What struck me most of all was the vanished industry (steel, manufacturing) that we had once that now is gone. I wonder if we even have the resources to build ships like this now if we needed to?!

Hi Annie,

Thankfully, the only smell was of the fresh air! But it was a fun time in the wind and sun, to be sure.

Good luck with all of your projects and adventures and I'll see you around flickr or elsewhere!

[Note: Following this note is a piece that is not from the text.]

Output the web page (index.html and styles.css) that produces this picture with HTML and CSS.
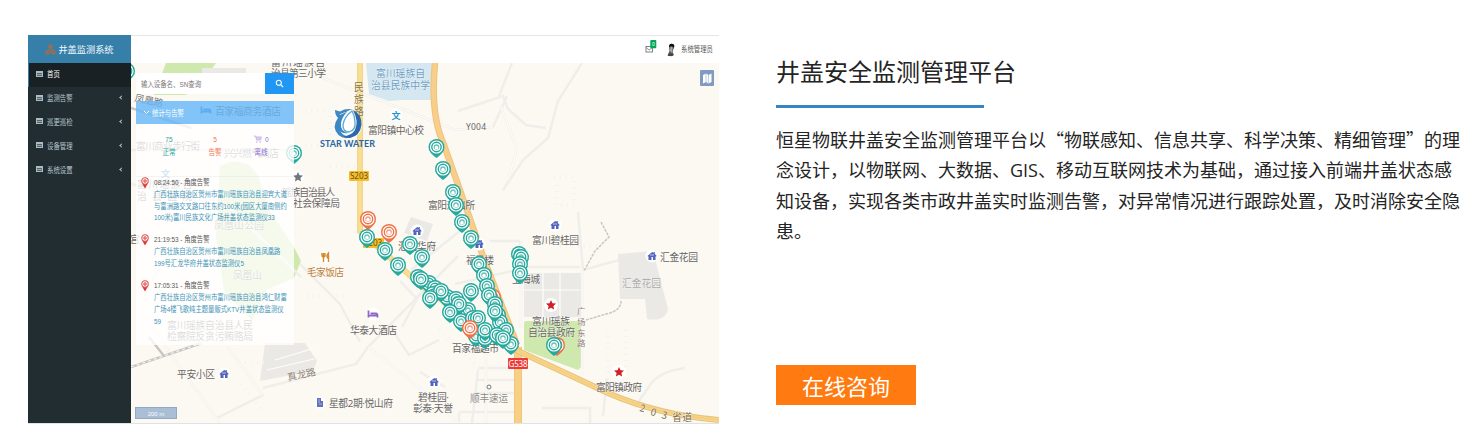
FILE: index.html
```html
<!DOCTYPE html>
<html lang="zh-CN">
<head>
<meta charset="utf-8">
<title>井盖安全监测管理平台</title>
<link rel="stylesheet" href="styles.css">
</head>
<body>
<main class="feature">
  <section class="dashboard">
    <aside class="sidebar">
      <div class="brand">
        <svg class="brand-icon" viewBox="0 0 12 12"><path d="M4.500 5V2.500a1.500 1.500 0 013 0V5M4.500 6L1.300 8.500a1.400 1.400 0 001.500 2.300L6 9M7.500 6l3.200 2.500a1.400 1.400 0 01-1.500 2.300L6 9" fill="none" stroke="#b8693a" stroke-width="1.300"/><path d="M6 3v4l-3 2M6 7l3 2" fill="none" stroke="#b8693a"/></svg>
        <span>井盖监测系统</span>
      </div>
      <nav class="menu">
        <a class="item active"><i class="table-icon"></i><span class="item-label">首页</span></a>
        <a class="item"><i class="table-icon"></i><span class="item-label">监测告警</span><i class="caret"></i></a>
        <a class="item"><i class="table-icon"></i><span class="item-label">巡更巡检</span><i class="caret"></i></a>
        <a class="item"><i class="table-icon"></i><span class="item-label">设备管理</span><i class="caret"></i></a>
        <a class="item"><i class="table-icon"></i><span class="item-label">系统设置</span><i class="caret"></i></a>
      </nav>
    </aside>
    <div class="content">
      <header class="topbar">
        <svg class="mail" viewBox="0 0 12 14"><rect x="1" y="6.500" width="6.500" height="5.500" fill="#fff" stroke="#777" stroke-width=".9"/><path d="M1 7.500l3.200 2.500 3.300-2.500" fill="none" stroke="#777" stroke-width=".8"/><rect x="5.300" y="0" width="6" height="8.200" rx="1" fill="#00a65a"/><text x="8.300" y="6" class="badge">0</text></svg>
        <svg class="avatar" viewBox="0 0 10 14"><path d="M3 3Q4 0 7 1.200Q9 3 7.500 6L6.500 9L8 12Q6 14 1.500 12.500L3.500 8z" fill="#555"/><path d="M3 4Q3 .2 7 1Q9 2 8 4.500L5.500 3z" fill="#111"/><path d="M4.500 4h2v3l-1 3-1.500-2z" fill="#aaa"/><path d="M2 12h5" stroke="#333"/></svg>
        <span class="user">系统管理员</span>
      </header>
      <div class="map-area">
        <svg class="map" viewBox="131 63 588 360" preserveAspectRatio="none">
          <defs>
            <g id="pin"><path d="M-7.700 2Q-6 6.800 0 11Q6 6.800 7.700 2z" fill="currentColor"/><circle r="8" fill="currentColor"/><circle r="6" fill="none" stroke="#fff" stroke-width="1.200"/><circle r="3.400" fill="#fff" fill-opacity=".3" stroke="#fff" stroke-width="1.200"/><path d="M-1.600 2.200V.3a1.600 1.600 0 013.200 0v1.900z" fill="#fff"/></g>
            <g id="home"><circle r="6.500" fill="#fff"/><path d="M-4.300-.3L.2-4l1.300 1V-4h1.300v2L4.400-.5v1H3.500V4H1V1h-1.500v3h-3V.6h-.8z" fill="#5365bb"/><path d="M-2-1h4" stroke="#fff" stroke-width=".6"/></g>
            <path id="star" d="M0-5l1.500 3.200 3.500.4-2.600 2.400.7 3.600L0 2.800-3.100 4.600l.7-3.600L-5-1.400l3.500-.4z"/>
            <g id="bed"><circle r="6.500" fill="#fff"/><path d="M-4.500-3.500v7M-4.500 1.700h9v1.800M-2.500-.5H3q1.500 0 1.500 2" fill="none" stroke="currentColor" stroke-width="1.800"/></g>
          </defs>
          <rect x="131" y="63" width="588" height="361" fill="#fcf9f2"/>
          <g fill="#cfe8ad">
            <path d="M166 63h50l-10 14-20 18h-32z"/>
            <path d="M220 166q25-12 38 10l12 35 24 36 7 14-7 17-28 12-14 31-28-30-8-54z"/>
            <path d="M526 321h53q3 0 3 3v42l-4 4-54-20v-26q0-3 2-3z"/>
          </g>
          <g fill="#eae9e5">
            <path d="M265 343h40l12 18-4 10-53 10z"/>
            <path d="M524 273h57v44h-57zM618 254l35-3 15 58q-2 13-21 10l-2-20h-25zM411 217l22 7-6 17-23-8z"/>
            <path d="M202 68h44v22h-44z"/>
          </g>
          <path d="M366 63h66v37l-30 0-13 1-20-7z" fill="#d5e7f0"/>
          <g fill="none" stroke="#f0eeea" stroke-width="2.500">
            <path d="M131 184l100 25 70 68M150 325l70 98M227 346l36 49-46 23M263 388l93-24 12-17 90-91M368 347l51 40 40 36M300 264l40 40 20 38M320 77l95 37 40 16 38-3 14-31M458 111l45-15 5 13 18 16 20 3M582 63l-24 38-10 37-25 22-20 30M499 96l13-33M500 105l17 43-8 30M578 212l5 58 36-10M490 241h30v26h60M521 240v88M582 270v105M455 284l66-15M411 270l50-40M131 150h160M152 280l32-50"/>
            <path d="M486 330v93M478 370l-6 53M478 368h38M478 380h38M473 393h43M459 412h55M459 412v11M542 408h48v15M603 416l4-38M635 407l15-22q10-14 35-17M400 281l17 18-15 28M389 325l20 30 30-15M420 372l25 15"/>
          </g>
          <g fill="none" stroke="#fefdfb" stroke-width="1.200">
            <path d="M150 325l70 98M227 346l36 49M368 347l51 40 40 36M320 77l95 37 40 16 38-3M500 105l17 43-8 30M521 240v88M582 270v105M524 290h56M543 273v44M560 273v44M486 330v93M275 360l40-12M267 370l47-11"/>
          </g>
          <g fill="none" stroke="#f4f3ef" stroke-width="4" stroke-dasharray="1 5">
            <path d="M554 177h20v28h-17v-25M305 111h25v35h-30M330 166h36M307 296h42M245 363h20M240 385l22 25M608 330v50M626 330v60M560 246h40M439 330l40 38"/>
          </g>
          <path d="M131 367l71-24M149 337l15 19M131 108l60 20" fill="none" stroke="#c8c6c3" stroke-width="2.400"/>
          <path d="M131 367l71-24" fill="none" stroke="#f4f4f4" stroke-width="1.200" stroke-dasharray="3 3"/>
          <path d="M601 222l8 15-14 14-11 20M586 320l20-6q15-3 15-13" fill="none" stroke="#c9c7c4" stroke-width="1.500" stroke-dasharray="3 1"/>
          <path d="M360 63v170M360 231l63 56 92 64" fill="none" stroke="#efd591" stroke-width="6"/>
          <path d="M360 63v170M360 231l63 56 92 64" fill="none" stroke="#f9dd91" stroke-width="4"/>
          <path d="M435 63Q430 115 444 145Q465 204 485 262L517 345" fill="none" stroke="#efc27c" stroke-width="6.500"/>
          <path d="M435 63Q430 115 444 145Q465 204 485 262L517 345" fill="none" stroke="#f8ce8a" stroke-width="4.500"/>
          <path d="M518 347v77" stroke="#efc67e" stroke-width="8"/><path d="M518 347v77" stroke="#f9cf86" stroke-width="6"/>
          <path d="M516 350l92 43q50 22 111 27" fill="none" stroke="#e8c37a" stroke-width="6"/>
          <path d="M516 350l92 43q50 22 111 27" fill="none" stroke="#f9d58a" stroke-width="4"/>
          <path d="M516 350l92 43q50 22 111 27" fill="none" stroke="#ecc67a" stroke-width=".7"/>
          <g class="road-shield"><rect x="349" y="171" width="20" height="10" rx="1" fill="#f5bd28"/><text x="359" y="179.300" textLength="18" fill="#68501c">S203</text><rect x="363" y="238" width="21" height="10" rx="1" fill="#f5bd28"/><text x="373" y="246.300" textLength="18" fill="#68501c">S203</text><rect x="508" y="358" width="20" height="11" rx="1" fill="#ed3838"/><text x="518" y="366.700" textLength="19" fill="#fff">G538</text></g>
          <g class="poi">
            <text x="271" y="66" textLength="54">富川瑶族自</text><text x="271" y="77" textLength="55">治县第三小学</text>
            <g fill="#6d9fc4"><text x="376" y="76.500" textLength="49">富川瑶族自</text><text x="371" y="88.500" textLength="59">治县民族中学</text></g>
            <g fill="#8b743c"><text x="354" y="91">民</text><text x="354" y="102.500">族</text><text x="354" y="114.500">路</text></g>
            <text x="368" y="133.500" textLength="56">富阳镇中心校</text>
            <text x="466" y="130" textLength="20" class="latin">Y004</text>
            <text x="282" y="195.500" textLength="53">瑶族自治县人</text><text x="293" y="207" textLength="47">社会保障局</text>
            <text x="428" y="209" textLength="47">富阳派出所</text>
            <text x="398" y="250" textLength="38">汇龙华府</text>
            <text x="466" y="264" textLength="28">福景楼</text>
            <text x="307" y="275.500" textLength="37" fill="#bd7e39">毛家饭店</text>
            <text x="532" y="244" textLength="47">富川碧桂园</text>
            <text x="660" y="260.500" textLength="38">汇金花园</text>
            <text x="622" y="287" textLength="39" fill="#aaa9a7">汇金花园</text>
            <text x="512" y="282.500" textLength="28">上海城</text>
            <text x="532" y="324.500" textLength="38">富川瑶族</text><text x="528" y="336" textLength="47">自治县政府</text>
            <g fill="#94817b" class="small"><text x="577" y="314">广</text><text x="577" y="325">场</text><text x="577" y="336">东</text><text x="577" y="346">路</text></g>
            <text x="452" y="352" textLength="47">百家福超市</text>
            <text x="350" y="333.500" textLength="47">华泰大酒店</text>
            <text x="177" y="378" textLength="38">平安小区</text>
            <text x="329" y="407" textLength="64" class="mixed">星都2期·悦山府</text>
            <text x="418" y="401" textLength="31" class="mixed">碧桂园·</text><text x="413" y="412" textLength="40" class="mixed">彰泰·天誉</text>
            <text x="470" y="402" textLength="38" fill="#8d8b89">顺丰速运</text>
            <text x="596" y="391" textLength="46">富阳镇政府</text>
            <text x="288" y="381" textLength="29" fill="#8f8277" transform="rotate(-12 288 381)">真龙路</text>
            <g fill="#7b6b45"><text x="639" y="411" transform="rotate(14 639 411)">2</text><text x="650" y="415" transform="rotate(14 650 415)">0</text><text x="661" y="418" transform="rotate(14 661 418)">3</text><text x="672" y="421" textLength="20">省道</text></g>
            <text x="134" y="101" textLength="29" transform="rotate(12 134 101)" fill="#77716c">凤凰路</text>
            <text x="215" y="115" textLength="66">百家福商务酒店</text><text x="136" y="150" textLength="64">富川商业步行街</text><text x="224" y="157" textLength="55">兴兴燃气商店</text>
            <text x="130" y="243">宫</text><text x="214" y="229" textLength="50">凤凰山公园</text><text x="233" y="279" textLength="29">凤凰山</text>
            <text x="137" y="188" textLength="55">富川瑶族自</text><text x="137" y="200" textLength="55">治县医院</text>
            <text x="167" y="329" textLength="86">富川瑶族自治县人民</text><text x="167" y="340" textLength="86">检察院反贪污贿赂局</text>
          </g>
          <circle cx="396" cy="115" r="6.500" fill="#fff"/><text x="391.500" y="119" class="school">文</text>
          <text x="161" y="177" class="school">文</text>
          <use href="#home" x="417" y="231"/><use href="#home" x="479" y="244"/><use href="#home" x="555" y="225"/><use href="#home" x="652" y="256"/><use href="#home" x="224" y="374"/><use href="#home" x="434" y="382"/>
          <g color="#9166c7"><use href="#bed" x="373" y="314"/></g><g color="#3974b5"><use href="#bed" x="206" y="110"/></g>
          <circle cx="551" cy="305" r="7" fill="#fff"/><use href="#star" x="551" y="305" fill="#d02028"/><circle cx="619" cy="372" r="7" fill="#fff"/><use href="#star" x="619" y="372" fill="#d02028"/><circle cx="298" cy="177" r="6.500" fill="#fff"/><use href="#star" x="298" y="177" fill="#70777b"/>
          <circle cx="320" cy="403" r="6" fill="#fff"/><path d="M317 407v-9h4v3h2v6z" fill="#6471b8"/><path d="M318 400h2M318 402h2M319 404h3" stroke="#d9e2ff" stroke-width=".6"/>
          <circle cx="489" cy="387" r="2" fill="#fff" stroke="#777"/>
          <circle cx="326" cy="257" r="6.500" fill="#fff"/><path d="M322 253v3q1.500 2 3 0v-3M323.500 253v9M328.500 262v-9q-3 3 0 6" fill="none" stroke="#d9892c" stroke-width="1.400"/>
          <g transform="translate(334 109)">
            <path d="M15 4a12.500 12.500 0 010 25.500a12.500 12.500 0 010-25.500" fill="#f8fbfd"/>
            <path d="M1 1L6 2.500Q12-1 19 .5Q14 1 12.500 3Q6 4 3.500 8Q1 6 1 1z" fill="#3f8ac2"/>
            <path d="M4 9Q2 7 3 4.500L6 6Q10 4 13 3Q8 8 7 14Q6 22 14 24Q9 25 6 22Q10 28 17 28Q10 31 4.500 26Q-3 18 4 9z" fill="#3a88c4"/>
            <path d="M19 1Q28 5 27.500 16Q26 27 16 29Q12 29 9 27Q17 27 21 21Q25 12 19 1z" fill="#2c69aa"/>
            <path d="M18 2Q10 8 9 16Q9 23 15 23Q22 21 21 13Q21 7 18 2z" fill="#fff" stroke="#5aa8d8" stroke-width="1.300"/>
          </g>
          <text x="320" y="146.500" textLength="55" lengthAdjust="spacingAndGlyphs" class="logo-text">STAR WATER</text>
          <g color="#ef7248"><use href="#pin" x="368" y="219"/><use href="#pin" x="389" y="232"/><use href="#pin" x="557" y="345"/><use href="#pin" x="493" y="297"/></g>
          <g color="#27a99d">
            <use href="#pin" x="127" y="71"/><use href="#pin" x="294" y="153"/>
            <use href="#pin" x="436.500" y="147"/><use href="#pin" x="443" y="169"/><use href="#pin" x="453" y="192"/><use href="#pin" x="456" y="205"/><use href="#pin" x="462" y="222"/><use href="#pin" x="471" y="238"/>
            <use href="#pin" x="367" y="237"/><use href="#pin" x="385" y="250"/><use href="#pin" x="410" y="244"/><use href="#pin" x="422" y="257"/><use href="#pin" x="398" y="265"/>
            <use href="#pin" x="519" y="254"/><use href="#pin" x="521" y="257"/><use href="#pin" x="520" y="264"/><use href="#pin" x="520" y="273"/>
            <use href="#pin" x="479" y="264"/><use href="#pin" x="484" y="275"/><use href="#pin" x="487" y="286"/><use href="#pin" x="489" y="295"/>
            <use href="#pin" x="418" y="277"/><use href="#pin" x="429" y="283"/><use href="#pin" x="421" y="279"/><use href="#pin" x="435" y="288"/><use href="#pin" x="433" y="294"/><use href="#pin" x="447" y="297"/><use href="#pin" x="441" y="291"/><use href="#pin" x="430" y="298"/><use href="#pin" x="456" y="299"/><use href="#pin" x="471" y="291"/>
            <use href="#pin" x="468" y="310"/><use href="#pin" x="459" y="304"/><use href="#pin" x="450" y="312"/><use href="#pin" x="461" y="321"/><use href="#pin" x="473" y="318"/><use href="#pin" x="478" y="318"/>
            <use href="#pin" x="495" y="304"/><use href="#pin" x="498" y="315"/><use href="#pin" x="500" y="322"/><use href="#pin" x="495" y="311"/>
            <use href="#pin" x="476" y="336"/><use href="#pin" x="485" y="338"/><use href="#pin" x="485" y="330"/><use href="#pin" x="506" y="330"/><use href="#pin" x="497" y="335"/><use href="#pin" x="511" y="344"/><use href="#pin" x="503" y="338"/>
          </g>
          <g color="#ef7248"><use href="#pin" x="470" y="328"/></g><g color="#27a99d"><use href="#pin" x="554" y="345"/></g>
          <rect x="135.500" y="407.500" width="41" height="11" fill="#aabed5" stroke="#92a9c5"/><text x="156" y="415.500" text-anchor="middle" class="scale">200 m</text>
          <rect x="700" y="70" width="14" height="16" rx="1" fill="#819bc0"/><path d="M703 75l3-1.500 2.500 1.500 3-1.500v8.500l-3 1.500-2.500-1.500-3 1.500z" fill="#fff"/><path d="M706 74v8M708.500 75v8" stroke="#819bc0" stroke-width=".5"/>
        </svg>
        <div class="overlay">
          <div class="search"><div class="search-input"><span class="squeeze">输入设备名、SN查询</span></div><div class="search-button"><svg viewBox="0 0 10 10"><circle cx="4.200" cy="4.200" r="2.800" fill="none" stroke="#fff" stroke-width="1.200"/><path d="M6.300 6.300L9 9" stroke="#fff" stroke-width="1.400"/></svg></div></div>
          <div class="panel-title"><svg viewBox="0 0 7 5"><path d="M1 1l2.500 2.500L6 1" fill="none" stroke="#fff"/></svg><span class="squeeze">统计与告警</span></div>
          <div class="panel-body">
            <div class="stats">
              <div class="stat normal"><span>75</span><span>正常</span></div>
              <div class="stat alarm"><span>5</span><span>告警</span></div>
              <div class="stat offline"><span><svg class="cart" viewBox="0 0 10 8"><path d="M0 1h2l1 4h5l1-3H2.500" fill="#ddd0f5" stroke="#c5b4e8"/><circle cx="3.500" cy="7" r=".8" fill="#b69ee2"/><circle cx="7.500" cy="7" r=".8" fill="#b69ee2"/></svg>0</span><span>离线</span></div>
            </div>
            <div class="alerts">
              <article class="alert"><svg class="alert-pin" viewBox="0 0 8 12"><path d="M.8 6L4 11.500 7.200 6z" fill="#d83b35"/><circle cx="4" cy="4" r="3.200" fill="#fff" stroke="#e0524c" stroke-width="1.100"/><circle cx="4" cy="4" r="1.500" fill="#e88480" stroke="#c94742" stroke-width=".5"/></svg><div class="alert-text"><h3>08:24:50 - 角度告警</h3><p>广西壮族自治区贺州市富川瑶族自治县迎宾大道<br>与富洲路交叉路口往东约100米(园区大厦南侧约<br>100米)富川民族文化广场井盖状态监测仪33</p></div></article>
              <article class="alert"><svg class="alert-pin" viewBox="0 0 8 12"><path d="M.8 6L4 11.500 7.200 6z" fill="#d83b35"/><circle cx="4" cy="4" r="3.200" fill="#fff" stroke="#e0524c" stroke-width="1.100"/><circle cx="4" cy="4" r="1.500" fill="#e88480" stroke="#c94742" stroke-width=".5"/></svg><div class="alert-text"><h3>21:19:53 - 角度告警</h3><p>广西壮族自治区贺州市富川瑶族自治县凤凰路<br>199号汇龙华府井盖状态监测仪5</p></div></article>
              <article class="alert"><svg class="alert-pin" viewBox="0 0 8 12"><path d="M.8 6L4 11.500 7.200 6z" fill="#d83b35"/><circle cx="4" cy="4" r="3.200" fill="#fff" stroke="#e0524c" stroke-width="1.100"/><circle cx="4" cy="4" r="1.500" fill="#e88480" stroke="#c94742" stroke-width=".5"/></svg><div class="alert-text"><h3>17:05:31 - 角度告警</h3><p>广西壮族自治区贺州市富川瑶族自治县鸿仁财富<br>广场4楼飞歌纯主题量贩式KTV井盖状态监测仪<br>59</p></div></article>
            </div>
          </div>
        </div>
      </div>
    </div>
  </section>
  <section class="intro">
    <h1>井盖安全监测管理平台</h1>
    <div class="rule"></div>
    <p class="description">恒星物联井盖安全监测管理平台以“物联感知、信息共享、科学决策、精细管理”的理念设计，以物联网、大数据、<span class="abbr">GIS</span>、移动互联网技术为基础，通过接入前端井盖状态感知设备，实现各类市政井盖实时监测告警，对异常情况进行跟踪处置，及时消除安全隐患。</p>
    <a class="consult">在线咨询</a>
  </section>
</main>
</body>
</html>
```
FILE: styles.css
```css
* { box-sizing: border-box; }
body { margin: 0; background: #fff; font-family: "Noto Sans CJK SC", sans-serif; overflow: hidden; }
.feature { display: flex; height: 448px; padding: 35px 0 0 28px; }
.dashboard { display: flex; width: 691px; height: 389px; border-top: 1px solid #e4e6e7; border-bottom: 1px solid #dfe3e8; font-family: "Liberation Sans", "Noto Sans CJK SC", sans-serif; }
.sidebar { width: 103px; margin-top: -1px; background: #222d32; }
.brand { display: flex; align-items: center; justify-content: center; gap: 2px; height: 28px; background: #367fa9; color: #f4faff; font-size: 9.2px; }
.brand-icon { width: 11px; height: 11px; }
.item { display: flex; align-items: center; height: 23.8px; padding: 0 8px 2px 8px; color: #b8c7ce; font-size: 8px; }
.item.active { background: #1a2125; color: #fff; box-shadow: inset 1px 0 #367fa9; }
.item-label { flex: 1; margin-left: 4px; transform: scaleX(.8); transform-origin: left; }
.table-icon { width: 7px; height: 6px; border: 1px solid #aebbc1; border-top-width: 2px; background: repeating-linear-gradient(#56646b 0 1px, #93a1a8 1px 2px); }
.caret { width: 3px; height: 3px; border-left: 1px solid #b8c7ce; border-bottom: 1px solid #b8c7ce; transform: rotate(45deg); }
.content { flex: 1; min-width: 0; }
.topbar { display: flex; align-items: center; justify-content: flex-end; height: 27px; padding-right: 6px; background: #fff; }
.mail { width: 12px; height: 14px; margin-right: 9px; margin-bottom: 5px; }
.badge { fill: #fff; font-size: 5px; text-anchor: middle; }
.avatar { width: 10px; height: 14px; margin-right: 5px; }
.user { width: 32px; padding-bottom: 2px; color: #555; font-size: 8px; white-space: nowrap; transform: scaleX(.8); transform-origin: left; }
.map-area { position: relative; height: 360px; overflow: hidden; }
.map { display: block; width: 100%; height: 360px; }
.poi { font-family: "Noto Sans CJK SC", sans-serif; font-size: 9.8px; fill: #686563; paint-order: stroke; stroke: rgba(255, 255, 255, .6); stroke-width: .8px; }
.latin { font-family: "Noto Sans", sans-serif; font-size: 8.5px; }
.mixed { font-family: "Noto Sans", "Noto Sans CJK SC", sans-serif; }
.small { font-size: 8.5px; }
.school { fill: #2995cc; font-size: 9px; font-weight: 700; }
.road-shield { font-family: "Noto Sans", sans-serif; font-size: 8px; text-anchor: middle; }
.logo-text { fill: #2b65a5; font-family: Lato, sans-serif; font-size: 9px; font-weight: 700; }
.scale { fill: #f8fbff; font-family: "Liberation Sans", sans-serif; font-size: 6px; }
.overlay { position: absolute; left: 5px; top: 10px; width: 158px; }
.search { display: flex; height: 21px; background: #fff; }
.search-input { display: flex; align-items: center; flex: 1; padding-left: 5px; color: #777; font-size: 8px; }
.search-button { display: flex; align-items: center; justify-content: center; width: 29px; background: #2196f3; }
.search-button svg { width: 9px; height: 9px; }
.squeeze { white-space: nowrap; transform: scaleX(.8); transform-origin: left; }
.panel-title { display: flex; align-items: center; gap: 2px; height: 23px; margin-top: 7px; padding-left: 7px; background: rgba(103, 184, 249, .82); color: #fff; font-size: 8px; }
.panel-title svg { width: 7px; height: 5px; }
.panel-body { height: 221px; background: rgba(255, 255, 255, .78); }
.stats { display: grid; grid-template-columns: 66px 26px 66px; height: 53px; padding-top: 9px; border-bottom: 1px solid rgba(220, 220, 220, .3); }
.stat { display: flex; flex-direction: column; align-items: center; font-size: 8px; line-height: 13.3px; transform: scaleX(.82); }
.normal { color: #26a69a; }
.alarm { color: #f07550; }
.offline { color: #9270d6; }
.cart { width: 11px; height: 8px; margin-right: 3px; vertical-align: -1px; }
.alerts { padding-left: 5px; }
.alert { display: flex; align-items: flex-start; gap: 5px; margin-bottom: 10.3px; }
.alert-pin { flex: none; width: 8px; height: 12px; }
.alert-text { width: 180px; font-size: 8px; line-height: 11.8px; transform: scaleX(.79); transform-origin: left; white-space: nowrap; }
.alert h3 { margin: 0; color: #555; font-size: 8px; font-weight: 400; }
.alert p { margin: 0; color: #3b93ba; }
.intro { width: 692px; margin-left: 57px; color: #242424; }
.intro h1 { margin: 18px 0 0; font-size: 24px; font-weight: 400; line-height: 35px; }
.rule { width: 208px; height: 3px; margin-top: 17px; background: #3685c2; }
.description { height: 120px; margin: 16px 0 0; font-size: 18px; line-height: 30px; }
.abbr { font-family: "Open Sans", sans-serif; }
.consult { display: block; width: 140px; height: 40px; margin-top: 121px; background: #ff7a10; color: #fff; font-size: 22px; line-height: 40px; text-align: center; }
```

Anonymous August 23, 2008 at 3:48 PM  

Very interesting post and pix! We had the same experience when we visited the O'Brien - truly one of SF Bay's historic gems. Here's a link to my blog:


tangobaby August 25, 2008 at 1:34 PM  

Hi californiabeat,

Welcome to my blog and thank you for your comment. I'm so glad to meet another admirer of the O'Brien. The more I have learned about this ship, the more I appreciate its history and the people that work so hard to keep this living memorial afloat for all to enjoy.

I will be over to see what you have written about your experience.


Anonymous August 26, 2008 at 1:28 PM  

Thanks for the cool article about our ship TangoBaby. You have earned yourself a behind the scenes tour next time your aboard.-Philip -Shipkeeper

dc August 26, 2008 at 6:52 PM  

If you are in Los Angeles you can tour the SS Lane Victory in San Pedro near the cruise terminal. It was towed there from San Francisco but does sail a couple of times a year for the whole day

tangobaby August 26, 2008 at 7:57 PM  

Dear Philip,

It was my absolute pleasure to write about being aboard your wonderful ship. This is my third cruise, and I loved every minute of it.

I would be thrilled to have a behind the scenes tour with you, and I will take you up on your very kind offer. I will make it a point to let you know when I'll be there and introduce myself.

Thank you for keeping the Jeremiah sailing for all of us.

Hi dc,

Wow, and thanks! I wish I had known about the SS Lane Victory when I was in LA the last time. I am not often on So. Cal. but will be sure to put that list at the top of things I would like to see. I appreciate your letting me know and thank you for the visit here.